— START OF Supplied data —

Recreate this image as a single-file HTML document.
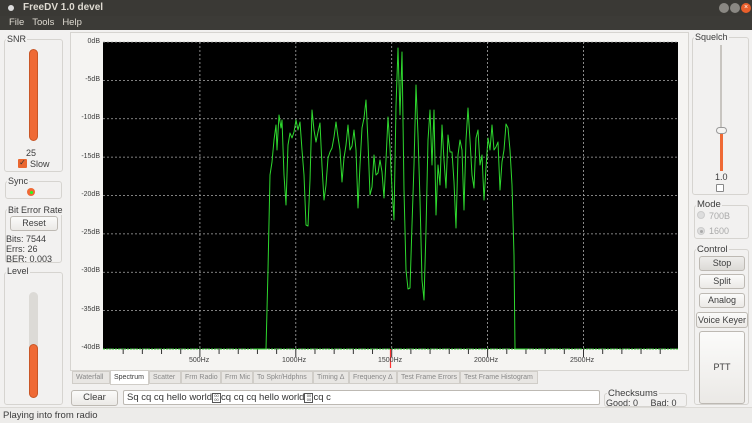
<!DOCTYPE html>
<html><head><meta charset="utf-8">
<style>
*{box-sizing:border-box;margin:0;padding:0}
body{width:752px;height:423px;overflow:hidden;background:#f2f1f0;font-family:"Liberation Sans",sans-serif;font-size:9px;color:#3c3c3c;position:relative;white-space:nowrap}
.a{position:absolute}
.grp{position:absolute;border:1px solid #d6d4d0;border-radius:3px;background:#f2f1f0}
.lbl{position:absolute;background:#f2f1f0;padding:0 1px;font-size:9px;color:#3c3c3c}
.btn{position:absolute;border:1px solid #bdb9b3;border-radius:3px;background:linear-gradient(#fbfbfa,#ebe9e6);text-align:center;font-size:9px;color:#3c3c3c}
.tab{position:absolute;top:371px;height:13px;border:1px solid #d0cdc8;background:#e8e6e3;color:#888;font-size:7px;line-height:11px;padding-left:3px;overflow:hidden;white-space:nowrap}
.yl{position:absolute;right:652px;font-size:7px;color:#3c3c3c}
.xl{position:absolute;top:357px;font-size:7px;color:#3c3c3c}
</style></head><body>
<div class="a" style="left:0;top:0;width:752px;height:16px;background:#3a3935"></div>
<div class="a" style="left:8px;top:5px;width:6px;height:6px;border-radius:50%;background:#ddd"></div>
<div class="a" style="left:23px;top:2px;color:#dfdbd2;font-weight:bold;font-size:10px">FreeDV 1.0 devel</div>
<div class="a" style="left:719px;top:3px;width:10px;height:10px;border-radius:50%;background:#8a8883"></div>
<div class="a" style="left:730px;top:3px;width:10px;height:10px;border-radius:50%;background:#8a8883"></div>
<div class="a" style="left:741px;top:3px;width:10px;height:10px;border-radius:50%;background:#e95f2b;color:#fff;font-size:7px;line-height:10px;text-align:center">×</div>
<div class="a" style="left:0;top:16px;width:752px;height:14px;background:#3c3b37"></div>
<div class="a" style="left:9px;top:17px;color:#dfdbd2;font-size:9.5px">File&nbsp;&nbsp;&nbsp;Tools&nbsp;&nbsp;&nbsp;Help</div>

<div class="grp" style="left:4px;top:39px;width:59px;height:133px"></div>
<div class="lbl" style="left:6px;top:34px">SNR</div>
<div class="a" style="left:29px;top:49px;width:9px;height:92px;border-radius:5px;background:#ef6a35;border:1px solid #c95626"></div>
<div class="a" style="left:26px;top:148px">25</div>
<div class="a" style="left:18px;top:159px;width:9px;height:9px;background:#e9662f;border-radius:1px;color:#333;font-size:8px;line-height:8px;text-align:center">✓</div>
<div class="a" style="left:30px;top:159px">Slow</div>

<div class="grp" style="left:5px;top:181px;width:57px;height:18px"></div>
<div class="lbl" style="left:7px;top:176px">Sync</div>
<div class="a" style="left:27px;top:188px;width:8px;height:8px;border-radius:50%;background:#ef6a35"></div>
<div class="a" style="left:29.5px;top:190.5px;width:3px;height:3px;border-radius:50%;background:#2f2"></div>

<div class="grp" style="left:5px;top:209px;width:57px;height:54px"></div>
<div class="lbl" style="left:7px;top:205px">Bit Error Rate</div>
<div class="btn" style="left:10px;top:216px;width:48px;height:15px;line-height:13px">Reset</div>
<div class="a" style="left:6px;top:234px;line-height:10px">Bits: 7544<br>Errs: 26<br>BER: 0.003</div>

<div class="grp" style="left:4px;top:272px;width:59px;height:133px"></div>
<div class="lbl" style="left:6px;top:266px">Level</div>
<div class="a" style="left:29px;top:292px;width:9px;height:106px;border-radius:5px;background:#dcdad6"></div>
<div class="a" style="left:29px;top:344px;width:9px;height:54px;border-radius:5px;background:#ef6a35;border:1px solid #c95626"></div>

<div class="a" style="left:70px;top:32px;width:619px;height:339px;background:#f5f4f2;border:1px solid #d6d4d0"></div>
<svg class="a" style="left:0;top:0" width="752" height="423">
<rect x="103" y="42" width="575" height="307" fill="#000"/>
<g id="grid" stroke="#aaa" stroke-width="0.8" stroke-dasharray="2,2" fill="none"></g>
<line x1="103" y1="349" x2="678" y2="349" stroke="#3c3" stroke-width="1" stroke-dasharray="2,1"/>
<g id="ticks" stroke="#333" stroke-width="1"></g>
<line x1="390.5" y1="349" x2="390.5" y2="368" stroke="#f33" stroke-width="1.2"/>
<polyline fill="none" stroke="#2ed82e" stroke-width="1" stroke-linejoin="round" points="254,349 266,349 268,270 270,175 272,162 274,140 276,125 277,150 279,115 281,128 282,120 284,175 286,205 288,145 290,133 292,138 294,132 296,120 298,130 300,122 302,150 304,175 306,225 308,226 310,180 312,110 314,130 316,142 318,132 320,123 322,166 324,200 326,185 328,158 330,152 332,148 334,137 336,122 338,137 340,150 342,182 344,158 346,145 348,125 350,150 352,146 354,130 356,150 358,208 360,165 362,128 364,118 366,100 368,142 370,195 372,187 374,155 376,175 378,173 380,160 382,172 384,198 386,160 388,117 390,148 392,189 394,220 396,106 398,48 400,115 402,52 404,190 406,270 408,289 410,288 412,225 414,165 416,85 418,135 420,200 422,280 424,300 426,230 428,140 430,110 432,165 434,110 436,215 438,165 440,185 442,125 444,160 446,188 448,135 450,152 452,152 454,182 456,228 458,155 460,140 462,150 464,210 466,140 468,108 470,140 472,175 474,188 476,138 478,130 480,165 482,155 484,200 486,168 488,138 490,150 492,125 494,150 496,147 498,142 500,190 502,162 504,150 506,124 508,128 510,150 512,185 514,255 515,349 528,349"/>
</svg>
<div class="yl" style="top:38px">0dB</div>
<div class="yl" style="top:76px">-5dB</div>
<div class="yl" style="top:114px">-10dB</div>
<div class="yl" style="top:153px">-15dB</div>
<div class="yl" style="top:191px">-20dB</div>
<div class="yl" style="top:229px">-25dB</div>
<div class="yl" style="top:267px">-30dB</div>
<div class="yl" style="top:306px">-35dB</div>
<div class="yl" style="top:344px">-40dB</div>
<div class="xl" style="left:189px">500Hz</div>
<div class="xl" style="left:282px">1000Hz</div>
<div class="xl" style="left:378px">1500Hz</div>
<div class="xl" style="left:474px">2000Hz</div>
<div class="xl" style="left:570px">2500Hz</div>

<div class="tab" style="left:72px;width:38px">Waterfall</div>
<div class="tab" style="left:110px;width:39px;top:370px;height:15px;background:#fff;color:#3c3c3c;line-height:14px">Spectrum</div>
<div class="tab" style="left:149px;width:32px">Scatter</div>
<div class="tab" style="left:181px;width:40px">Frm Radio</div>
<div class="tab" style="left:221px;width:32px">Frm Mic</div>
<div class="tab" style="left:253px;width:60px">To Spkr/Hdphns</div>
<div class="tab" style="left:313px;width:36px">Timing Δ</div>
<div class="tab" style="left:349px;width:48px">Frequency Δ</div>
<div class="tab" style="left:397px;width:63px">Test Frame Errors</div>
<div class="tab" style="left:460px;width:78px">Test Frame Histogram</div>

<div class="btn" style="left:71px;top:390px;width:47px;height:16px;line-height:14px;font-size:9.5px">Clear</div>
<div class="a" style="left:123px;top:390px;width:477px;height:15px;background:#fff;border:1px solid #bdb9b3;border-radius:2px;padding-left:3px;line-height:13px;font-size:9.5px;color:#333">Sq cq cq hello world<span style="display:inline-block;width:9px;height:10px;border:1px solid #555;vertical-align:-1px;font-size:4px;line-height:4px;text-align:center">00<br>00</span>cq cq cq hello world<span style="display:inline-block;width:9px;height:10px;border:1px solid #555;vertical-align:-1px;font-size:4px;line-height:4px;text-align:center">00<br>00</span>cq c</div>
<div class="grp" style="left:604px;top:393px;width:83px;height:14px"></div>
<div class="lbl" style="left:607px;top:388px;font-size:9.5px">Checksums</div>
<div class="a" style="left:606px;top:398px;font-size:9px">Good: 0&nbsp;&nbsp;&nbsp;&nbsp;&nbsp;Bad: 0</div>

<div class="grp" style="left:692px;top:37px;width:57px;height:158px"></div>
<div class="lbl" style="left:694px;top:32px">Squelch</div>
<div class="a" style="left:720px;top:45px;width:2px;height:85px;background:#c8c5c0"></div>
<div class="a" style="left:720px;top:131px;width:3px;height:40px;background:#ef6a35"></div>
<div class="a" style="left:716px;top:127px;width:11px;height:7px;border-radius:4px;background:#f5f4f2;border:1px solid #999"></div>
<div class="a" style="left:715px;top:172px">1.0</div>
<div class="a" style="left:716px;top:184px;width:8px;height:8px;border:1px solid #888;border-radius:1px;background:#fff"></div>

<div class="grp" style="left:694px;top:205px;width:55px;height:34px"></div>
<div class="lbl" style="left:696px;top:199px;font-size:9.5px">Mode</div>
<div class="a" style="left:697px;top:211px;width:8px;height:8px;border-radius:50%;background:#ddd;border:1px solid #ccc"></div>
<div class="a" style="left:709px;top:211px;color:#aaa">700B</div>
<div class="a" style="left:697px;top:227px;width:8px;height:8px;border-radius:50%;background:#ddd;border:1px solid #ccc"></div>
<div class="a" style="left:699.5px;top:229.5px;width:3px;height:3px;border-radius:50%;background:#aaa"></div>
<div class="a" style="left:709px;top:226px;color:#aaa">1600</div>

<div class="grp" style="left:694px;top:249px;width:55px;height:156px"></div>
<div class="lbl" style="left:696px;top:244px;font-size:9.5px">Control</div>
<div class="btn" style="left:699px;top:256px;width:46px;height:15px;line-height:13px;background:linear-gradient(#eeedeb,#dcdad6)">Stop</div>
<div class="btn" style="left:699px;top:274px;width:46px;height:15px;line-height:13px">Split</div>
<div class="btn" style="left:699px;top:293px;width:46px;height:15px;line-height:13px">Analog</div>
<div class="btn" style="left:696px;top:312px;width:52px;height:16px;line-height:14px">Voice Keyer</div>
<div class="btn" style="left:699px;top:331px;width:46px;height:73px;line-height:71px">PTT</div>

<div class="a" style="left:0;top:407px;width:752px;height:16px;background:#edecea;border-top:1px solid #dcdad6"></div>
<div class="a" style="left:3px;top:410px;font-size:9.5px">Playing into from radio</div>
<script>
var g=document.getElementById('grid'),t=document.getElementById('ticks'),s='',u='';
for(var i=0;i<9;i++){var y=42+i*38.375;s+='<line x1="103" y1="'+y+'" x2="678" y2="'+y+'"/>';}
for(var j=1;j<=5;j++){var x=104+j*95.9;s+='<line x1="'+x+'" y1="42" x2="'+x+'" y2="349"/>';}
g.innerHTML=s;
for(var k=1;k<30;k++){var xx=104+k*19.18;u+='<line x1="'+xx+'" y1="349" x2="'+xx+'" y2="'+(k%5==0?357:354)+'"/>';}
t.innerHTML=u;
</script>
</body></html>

— END OF Supplied data —

Which lines of the data above contain "document"? Copy each one.

The reply
Recreate this image as a single-file HTML document.
var g=document.getElementById('grid'),t=document.getElementById('ticks'),s='',u='';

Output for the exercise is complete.